We are living in a time of unprecedented risk but also unparalleled opportunity for the future of our planet and society. Biodiversity loss is accelerating; natural habitats are being put under increasing pressure, and the climate crisis is leading us into uncharted territory.

The Earth is at a critical point where the decisions and actions taken by one species – ours – will determine the future of all life. To survive and prosper, we must urgently move towards a healthy planet where people and nature thrive in a stable environment, now and for generations to come.

© Greg STOTT / WWF-Canada Image of a caribou standing in grassy field.

Helping Nature Thrive

Building on half a century of experience, and with an impressive track record around the world, WWF-Canada has the unique ability to drive large-scale change from local to global levels. Working in a worldwide network covering over 100 countries, we take an evidence-based, collaborative approach to finding solutions to the most significant conservation challenges the Earth is facing today.

We are working to conserve species at risk, protect threatened habitats and address climate change. We are drawing on Indigenous knowledge and implementing nature-based solutions that challenge the way we work and redefine humanity’s relationship with the planet. Our long-term vision is simple: to create a world where people and nature thrive.

Together, we can achieve our mission to conserve nature and reduce the most pressing threats to the diversity of life on Earth.

© Brad Josephs Giant Panda climbing a tree

Our History

Founded in 1967, World Wildlife Fund Canada is the country’s largest International conservation organization, with the active support of hundreds of thousands of Canadians. WWF-Canada is part of the WWF global network, working in 100 countries worldwide.

Our head office — located in Toronto — is home to WWF-Canada’s operations and fundraising teams and just over a third of our conservation staff. Our conservation staff also work out of regional offices in Halifax, NS; Fredericton, NB; St. John’s, NL; Iqaluit, NU; Montréal, QC; Ottawa, ON; Victoria, BC; and Nanaimo, BC.

Our Vision: A Canada with Abundant Wildlife Where Nature and People Thrive.

 Together, in partnership with foundations, governments, businesses, communities, individuals and our supporters, we can conserve many of the world’s most ecologically important regions.

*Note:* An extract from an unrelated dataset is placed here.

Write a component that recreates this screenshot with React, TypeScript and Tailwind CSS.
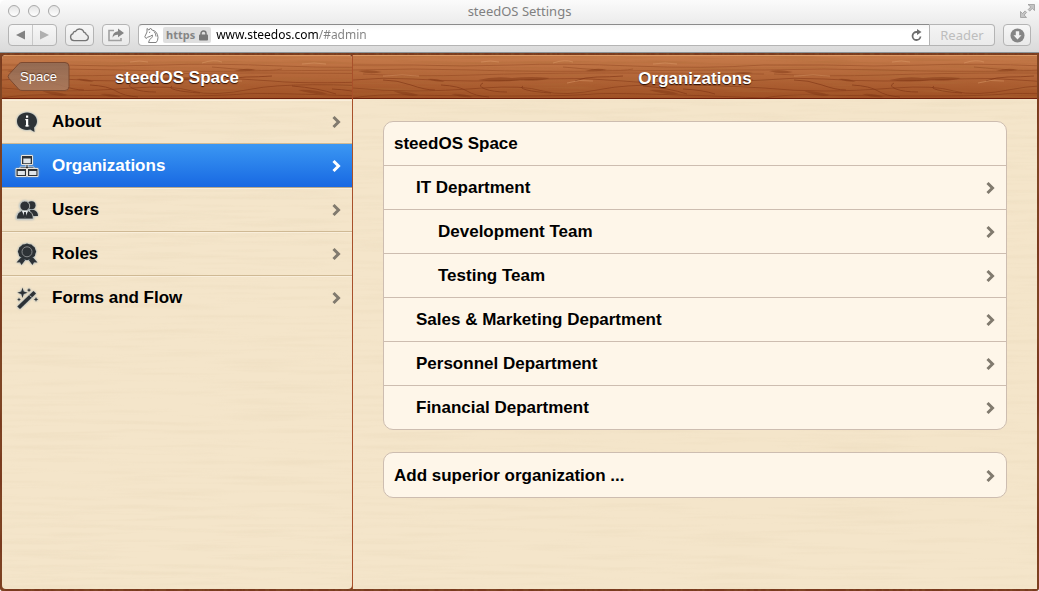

WWF-Canada focuses on change in these six areas:

© Frank PARHIZGAR / WWF-Canada Monarch-butterly-on-flower


Our planet’s biodiversity is in crisis — global wildlife populations have declined by 60 per cent on average over the past 40 years — and about half of Canada’s populations are also experiencing decline. Even wildlife protected under the Species at Risk Act have declined by an average of 28 per cent between 2002–2014. WWF-Canada is working to reverse this.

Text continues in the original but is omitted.